**Written problem**
Find how many lines contain "index" and state only that number.

**Listed records**
— Start —

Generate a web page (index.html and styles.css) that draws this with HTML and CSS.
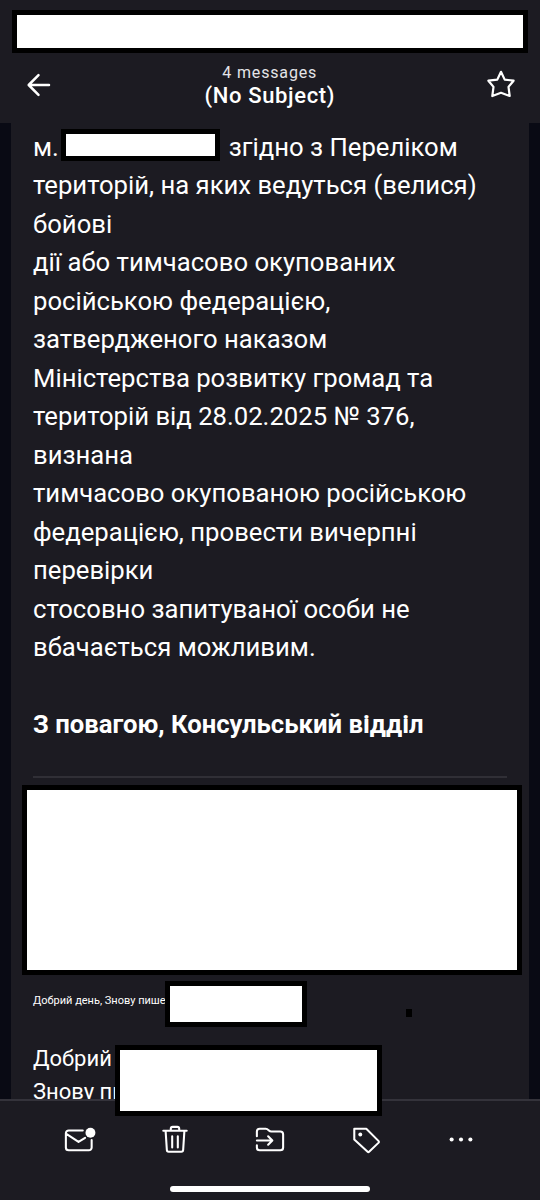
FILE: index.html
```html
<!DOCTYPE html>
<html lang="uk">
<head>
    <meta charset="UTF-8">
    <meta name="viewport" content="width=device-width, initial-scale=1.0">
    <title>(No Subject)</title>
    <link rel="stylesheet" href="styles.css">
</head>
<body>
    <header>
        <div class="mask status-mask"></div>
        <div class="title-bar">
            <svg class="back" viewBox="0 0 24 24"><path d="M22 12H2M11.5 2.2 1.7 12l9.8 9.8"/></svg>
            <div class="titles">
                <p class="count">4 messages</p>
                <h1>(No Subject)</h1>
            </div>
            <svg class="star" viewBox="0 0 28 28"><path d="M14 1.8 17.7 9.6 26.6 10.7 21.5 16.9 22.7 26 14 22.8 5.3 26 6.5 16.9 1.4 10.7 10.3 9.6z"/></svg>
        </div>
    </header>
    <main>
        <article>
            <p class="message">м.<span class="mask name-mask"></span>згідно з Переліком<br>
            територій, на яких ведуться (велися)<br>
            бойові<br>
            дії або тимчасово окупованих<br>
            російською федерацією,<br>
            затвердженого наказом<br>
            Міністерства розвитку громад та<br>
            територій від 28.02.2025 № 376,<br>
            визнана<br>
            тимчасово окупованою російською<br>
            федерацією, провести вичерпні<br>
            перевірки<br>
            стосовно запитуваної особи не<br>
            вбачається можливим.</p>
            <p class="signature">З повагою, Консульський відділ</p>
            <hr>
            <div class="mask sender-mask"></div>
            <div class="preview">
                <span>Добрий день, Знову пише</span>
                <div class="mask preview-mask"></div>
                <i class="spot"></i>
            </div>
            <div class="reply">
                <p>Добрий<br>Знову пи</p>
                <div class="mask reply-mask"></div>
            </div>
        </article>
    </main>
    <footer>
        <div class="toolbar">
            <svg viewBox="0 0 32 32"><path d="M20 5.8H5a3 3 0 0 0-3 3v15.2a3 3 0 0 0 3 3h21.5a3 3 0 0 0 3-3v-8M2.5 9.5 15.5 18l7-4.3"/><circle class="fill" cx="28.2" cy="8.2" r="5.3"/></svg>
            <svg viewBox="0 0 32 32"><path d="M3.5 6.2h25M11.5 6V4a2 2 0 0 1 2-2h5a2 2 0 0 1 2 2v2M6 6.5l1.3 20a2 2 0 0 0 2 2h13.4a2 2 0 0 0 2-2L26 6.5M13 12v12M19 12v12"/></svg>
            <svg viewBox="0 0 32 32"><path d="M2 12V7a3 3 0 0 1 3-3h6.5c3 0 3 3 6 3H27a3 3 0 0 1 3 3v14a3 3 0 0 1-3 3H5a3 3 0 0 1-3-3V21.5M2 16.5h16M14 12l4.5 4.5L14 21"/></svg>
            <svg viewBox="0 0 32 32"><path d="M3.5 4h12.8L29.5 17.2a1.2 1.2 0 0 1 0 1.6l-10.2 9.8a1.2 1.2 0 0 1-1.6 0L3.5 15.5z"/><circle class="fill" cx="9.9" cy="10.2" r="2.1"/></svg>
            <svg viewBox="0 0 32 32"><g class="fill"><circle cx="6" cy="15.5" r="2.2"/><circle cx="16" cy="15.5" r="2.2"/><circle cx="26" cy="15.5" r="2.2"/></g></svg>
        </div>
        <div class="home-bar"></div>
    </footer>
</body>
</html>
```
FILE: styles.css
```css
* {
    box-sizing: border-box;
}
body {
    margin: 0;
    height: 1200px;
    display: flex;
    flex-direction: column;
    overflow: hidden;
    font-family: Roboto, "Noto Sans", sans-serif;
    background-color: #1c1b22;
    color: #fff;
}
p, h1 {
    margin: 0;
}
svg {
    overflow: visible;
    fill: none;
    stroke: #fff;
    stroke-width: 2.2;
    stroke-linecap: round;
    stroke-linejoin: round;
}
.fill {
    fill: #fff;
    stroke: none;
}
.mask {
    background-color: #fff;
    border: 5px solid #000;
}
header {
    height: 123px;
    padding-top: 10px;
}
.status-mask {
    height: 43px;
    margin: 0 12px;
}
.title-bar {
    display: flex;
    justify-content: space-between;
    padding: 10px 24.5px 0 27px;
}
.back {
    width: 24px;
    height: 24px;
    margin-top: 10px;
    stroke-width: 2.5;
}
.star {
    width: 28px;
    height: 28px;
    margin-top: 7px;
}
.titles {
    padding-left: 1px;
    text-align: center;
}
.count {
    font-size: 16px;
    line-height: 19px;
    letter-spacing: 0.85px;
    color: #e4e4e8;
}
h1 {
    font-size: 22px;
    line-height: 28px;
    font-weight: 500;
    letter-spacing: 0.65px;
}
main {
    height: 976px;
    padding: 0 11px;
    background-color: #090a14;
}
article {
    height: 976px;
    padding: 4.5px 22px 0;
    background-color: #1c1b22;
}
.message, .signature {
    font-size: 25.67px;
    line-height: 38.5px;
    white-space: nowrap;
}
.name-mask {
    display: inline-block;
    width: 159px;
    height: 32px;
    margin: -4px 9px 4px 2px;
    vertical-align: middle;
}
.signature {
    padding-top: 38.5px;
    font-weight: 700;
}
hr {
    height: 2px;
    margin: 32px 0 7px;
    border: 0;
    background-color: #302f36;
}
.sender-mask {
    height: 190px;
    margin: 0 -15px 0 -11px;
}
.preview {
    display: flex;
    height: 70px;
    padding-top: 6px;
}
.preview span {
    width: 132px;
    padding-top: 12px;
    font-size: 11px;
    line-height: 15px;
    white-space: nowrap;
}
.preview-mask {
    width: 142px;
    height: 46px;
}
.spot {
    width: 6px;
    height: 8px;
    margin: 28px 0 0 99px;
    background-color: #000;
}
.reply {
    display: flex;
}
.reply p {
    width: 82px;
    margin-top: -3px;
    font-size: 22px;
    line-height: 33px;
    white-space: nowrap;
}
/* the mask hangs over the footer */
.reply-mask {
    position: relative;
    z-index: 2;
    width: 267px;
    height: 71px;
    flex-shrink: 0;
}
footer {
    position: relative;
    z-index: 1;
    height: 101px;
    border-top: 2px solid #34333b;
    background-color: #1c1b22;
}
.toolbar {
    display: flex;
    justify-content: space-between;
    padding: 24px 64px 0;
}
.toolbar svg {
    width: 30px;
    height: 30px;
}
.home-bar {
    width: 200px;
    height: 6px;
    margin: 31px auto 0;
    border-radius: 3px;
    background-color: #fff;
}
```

— End —
— Start —

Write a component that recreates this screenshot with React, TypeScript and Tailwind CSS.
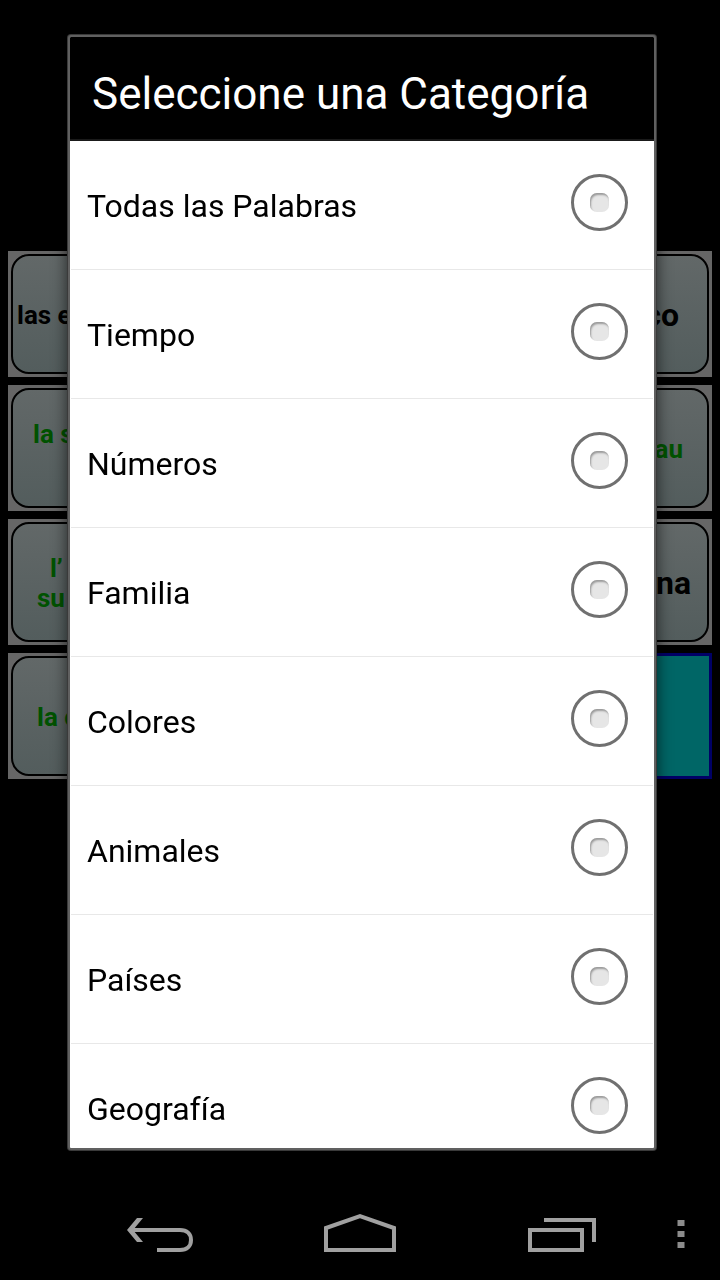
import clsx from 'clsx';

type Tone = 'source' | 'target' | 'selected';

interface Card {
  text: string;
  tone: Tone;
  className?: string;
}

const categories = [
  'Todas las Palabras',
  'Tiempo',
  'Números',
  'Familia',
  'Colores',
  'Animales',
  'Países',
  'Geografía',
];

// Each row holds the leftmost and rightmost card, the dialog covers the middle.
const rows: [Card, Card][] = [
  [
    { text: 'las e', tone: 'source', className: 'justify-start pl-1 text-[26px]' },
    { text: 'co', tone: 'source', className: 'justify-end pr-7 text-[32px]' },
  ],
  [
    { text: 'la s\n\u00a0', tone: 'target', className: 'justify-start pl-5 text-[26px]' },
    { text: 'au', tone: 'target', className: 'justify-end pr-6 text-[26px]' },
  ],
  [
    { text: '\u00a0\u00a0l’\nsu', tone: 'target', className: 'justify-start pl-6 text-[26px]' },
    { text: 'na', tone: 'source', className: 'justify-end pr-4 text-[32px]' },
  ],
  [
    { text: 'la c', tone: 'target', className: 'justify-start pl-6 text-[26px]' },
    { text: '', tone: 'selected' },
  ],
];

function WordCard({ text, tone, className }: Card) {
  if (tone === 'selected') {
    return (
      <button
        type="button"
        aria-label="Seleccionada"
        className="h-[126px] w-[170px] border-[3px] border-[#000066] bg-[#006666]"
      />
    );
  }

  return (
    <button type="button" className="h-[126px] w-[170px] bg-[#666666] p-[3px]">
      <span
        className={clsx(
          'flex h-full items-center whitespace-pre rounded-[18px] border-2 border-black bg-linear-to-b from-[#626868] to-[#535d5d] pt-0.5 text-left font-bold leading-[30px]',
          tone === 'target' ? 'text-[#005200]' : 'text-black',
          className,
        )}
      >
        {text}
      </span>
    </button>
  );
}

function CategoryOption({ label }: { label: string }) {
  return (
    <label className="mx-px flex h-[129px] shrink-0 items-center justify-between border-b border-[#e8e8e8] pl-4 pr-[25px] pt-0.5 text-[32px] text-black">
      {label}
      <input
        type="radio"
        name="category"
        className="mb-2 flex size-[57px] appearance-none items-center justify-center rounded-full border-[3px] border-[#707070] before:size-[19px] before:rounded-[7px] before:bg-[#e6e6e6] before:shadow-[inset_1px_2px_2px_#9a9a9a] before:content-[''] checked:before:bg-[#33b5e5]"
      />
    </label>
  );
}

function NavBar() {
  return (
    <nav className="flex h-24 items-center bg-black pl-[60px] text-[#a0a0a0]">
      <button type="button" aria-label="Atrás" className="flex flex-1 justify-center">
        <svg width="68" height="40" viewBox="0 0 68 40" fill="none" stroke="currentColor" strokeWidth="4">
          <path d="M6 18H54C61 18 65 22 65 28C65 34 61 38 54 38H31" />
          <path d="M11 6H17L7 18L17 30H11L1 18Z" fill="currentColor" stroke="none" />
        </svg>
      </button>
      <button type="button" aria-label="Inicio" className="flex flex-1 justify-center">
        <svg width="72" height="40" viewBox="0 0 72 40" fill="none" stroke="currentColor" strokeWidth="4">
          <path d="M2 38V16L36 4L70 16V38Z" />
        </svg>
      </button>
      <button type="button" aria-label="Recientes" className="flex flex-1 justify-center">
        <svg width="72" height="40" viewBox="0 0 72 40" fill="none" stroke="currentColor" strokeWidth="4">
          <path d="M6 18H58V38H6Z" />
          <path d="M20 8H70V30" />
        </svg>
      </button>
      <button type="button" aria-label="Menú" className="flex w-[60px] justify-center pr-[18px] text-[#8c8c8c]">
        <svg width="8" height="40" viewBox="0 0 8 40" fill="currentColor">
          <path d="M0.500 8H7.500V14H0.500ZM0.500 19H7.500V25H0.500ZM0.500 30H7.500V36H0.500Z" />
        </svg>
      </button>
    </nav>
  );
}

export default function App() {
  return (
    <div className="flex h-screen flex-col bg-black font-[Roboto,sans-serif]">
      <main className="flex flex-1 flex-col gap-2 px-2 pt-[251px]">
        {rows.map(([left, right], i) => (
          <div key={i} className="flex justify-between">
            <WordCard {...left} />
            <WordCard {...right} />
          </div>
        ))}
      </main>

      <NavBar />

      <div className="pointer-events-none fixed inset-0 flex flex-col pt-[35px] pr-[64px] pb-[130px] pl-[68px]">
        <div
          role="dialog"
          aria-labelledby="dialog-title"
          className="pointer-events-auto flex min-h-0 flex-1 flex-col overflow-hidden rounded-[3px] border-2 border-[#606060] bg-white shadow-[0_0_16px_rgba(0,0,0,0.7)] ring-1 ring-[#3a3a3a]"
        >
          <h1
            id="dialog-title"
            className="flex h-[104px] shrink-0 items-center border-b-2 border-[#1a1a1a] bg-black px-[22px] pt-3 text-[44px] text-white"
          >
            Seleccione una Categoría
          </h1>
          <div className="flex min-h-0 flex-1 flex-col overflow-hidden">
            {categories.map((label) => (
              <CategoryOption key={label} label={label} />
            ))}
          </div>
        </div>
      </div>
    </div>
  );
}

— End —
— Start —

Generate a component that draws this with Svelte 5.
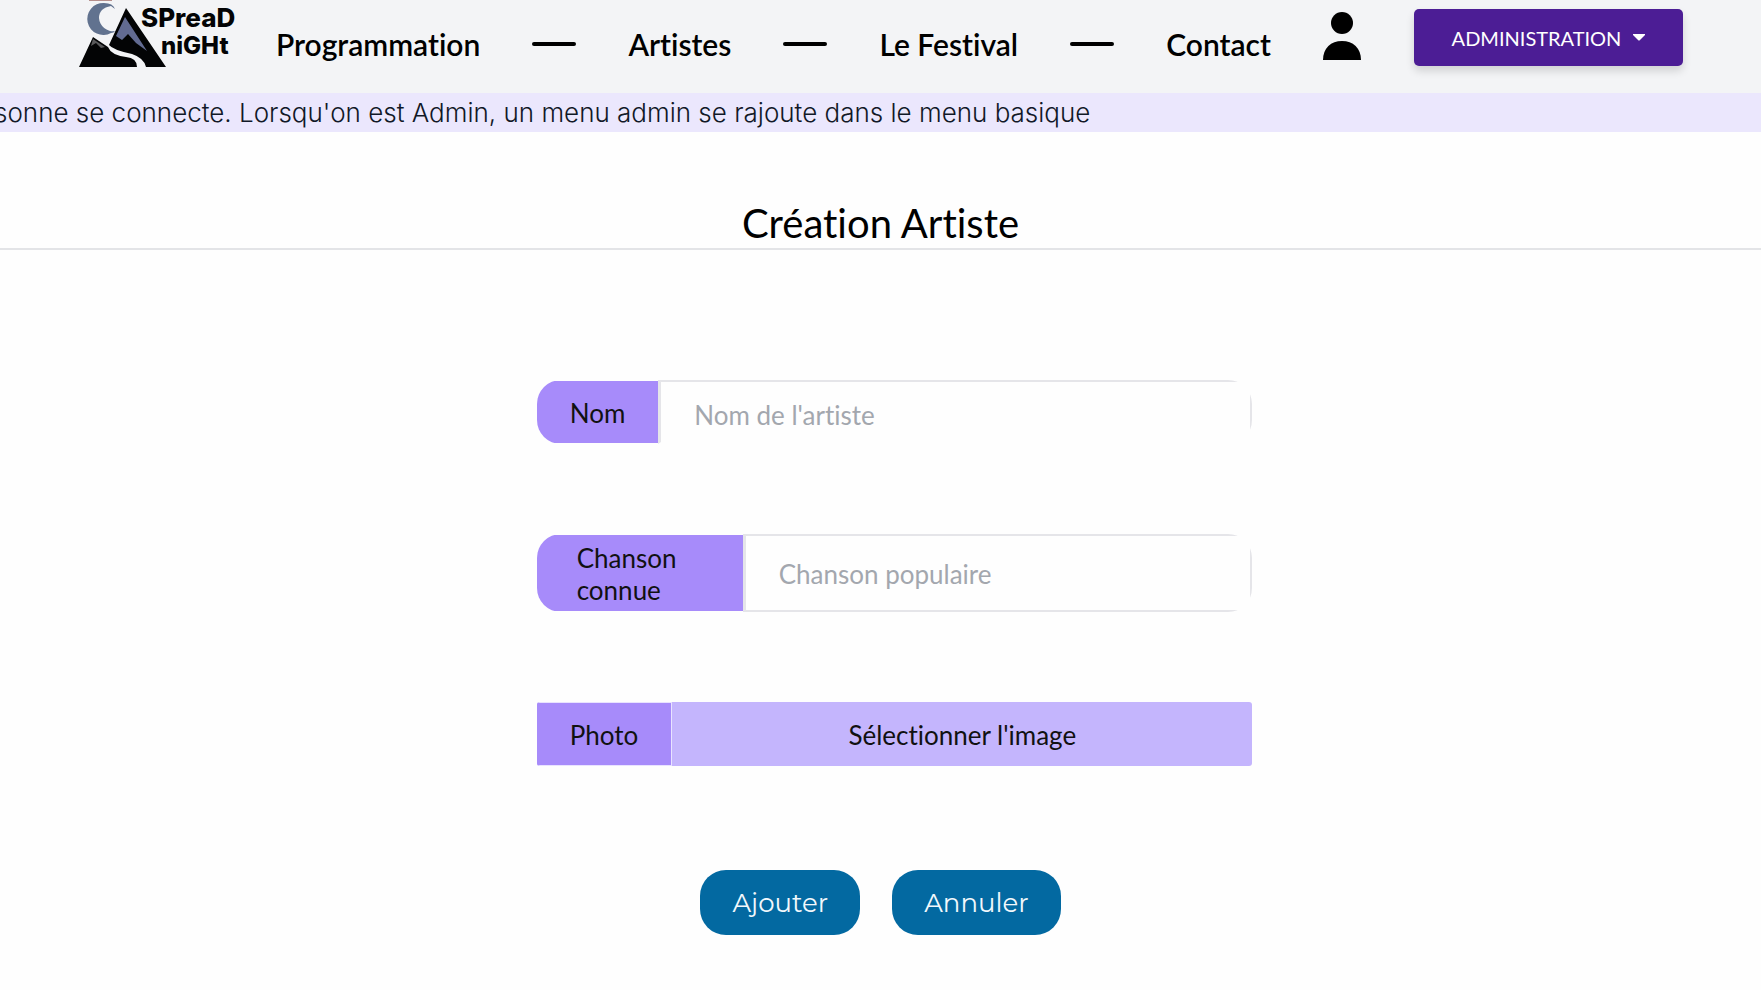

— End —

**Problem solution**
4